With some economists forecasting the worst economic downturn since the Great Depression, municipal bond investors might want to revisit what happened to state and local debt securities during that event. In short, the Great Depression was a predictably tough time to own municipal bonds, which is one reason the U.S. should try to avoid a repeat.
Research by Dr. George Hempel, more recently replicated by me, indicates that there were around 5,000 municipal bond defaults during the Great Depression. These were outright payment failures and not technical defaults. Many of the defaults were chronicled in the pages of The Bond Buyer — a primary source for my own research. Other great sources of default information from the period are old Moody’s Bond Manuals — copies of which are often gathering dust in libraries around the country.
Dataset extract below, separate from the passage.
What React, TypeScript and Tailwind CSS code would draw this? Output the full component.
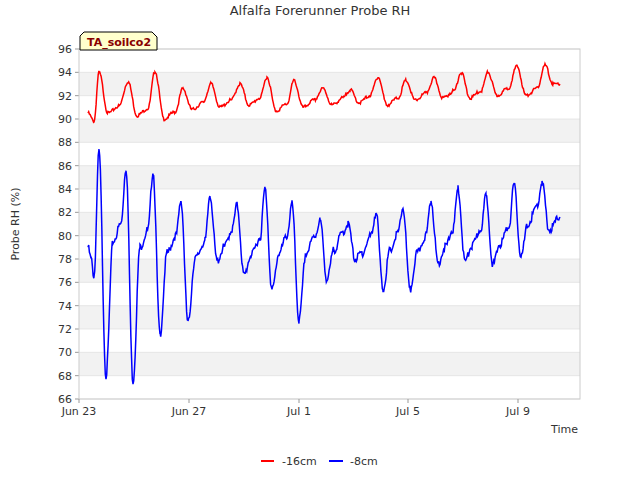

Default rates varied widely across the country. In Florida, about 75 percent of municipal bond issuers defaulted. Other hard-hit states were North Carolina, Louisiana, New Jersey, and Arkansas — the only state to default during the period or at any time during the 20th century. By contrast, I found no evidence of municipal bond defaults in most New England states. Florida did especially poorly because its local governments had taken on enormous volumes of debt to build infrastructure in anticipation of a population influx that failed to materialize. Potential transplants were scared off by the 1926 “Great Miami” hurricane and a fruit fly infestation around the same time and defaults began well before the stock market crash of 1929.
My statistical analysis confirmed the intuition that cities with greater debt burdens and sharper revenue declines were more likely to default than those that borrowed less and maintained more stable revenues. This time around, if the 2020 economic downturn is severe, Florida seems to be at less risk of leading a municipal default wave because its state and local debt loads are near national averages.
Comparing Census and U.S. Bureau of Economic Analysis data for 2017 — the most recent year available — we see that Florida’s ratio of state and local debt to gross state product (GSP) is only slightly above the national average of 10 percent. The states with the highest state and local debt/GSP ratios are Kentucky, Nevada, and Texas. Overall nationally, municipal bond debt as a percentage of national output is far below 1929 levels.
While this might be a source of reassurance for municipal bondholders, two countervailing factors may serve as causes for concern. First, the willingness to service municipal bond obligations is much lower than it was during the Great Depression-era. One particularly striking case was that of Yonkers, New York, which stopped paying employees while meeting its bond payments in 1933. That is unimaginable today. It is difficult to imagine a city or state prioritizing paying bondholders ahead of giving its employees their paychecks.
Also, back then, state and local pensions were smaller and less common. Other post-employment benefits, like health care, were virtually non-existent. In recent municipal bankruptcies, pension beneficiaries have obtained better recoveries than some classes of municipal bondholders.
Turning to the issue of revenue declines, one source of revenue volatility is not familiar to modern municipal investors: widespread property tax delinquencies. New York City and Detroit, which both defaulted in 1933, had delinquency rates of 27 percent and 35 percent respectively. Chicago had an even higher delinquency rate but was able to avoid default thanks to support from local bankers.
It is hard to imagine such high property tax delinquency rates today because Americans have so much equity in our homes. But an extended economic shutdown and long-term massive unemployment — over 26 million Americans filed for weekly unemployment claims in the last four weeks — could cause severe markdowns in the valuations of many commercial properties. In that case, owners carrying large mortgages might find it rational to walk away from both their mortgage and tax obligations.
More immediate revenue threats today are sharp declines in sales tax, transient occupancy taxes, car rental fees, and real estate transfer taxes — sources that played much smaller roles in the Great Depression-era. Local governments in Nevada, for example, may have especially elevated risk given the combination of high debt burdens and the extreme pressure on tourism-related revenues.
State and local government finance have changed a lot since the Great Depression, so a repeat of that era’s default experience is not preordained even if this contraction matches the worst predictions. But, while history doesn’t always repeat, it often rhymes, so it is worth studying the lessons of that bygone era.
The two big takeaways for today are that state and local governments should minimize risk by keeping debt accumulation in check, especially by restraining the growth of unfunded pension liabilities. And, as governments focus on public health, they should keep fiscal health in mind as well. Sharp revenue declines could soon force governments to make uncomfortable choices between public services, public employees, retirees, and bondholders.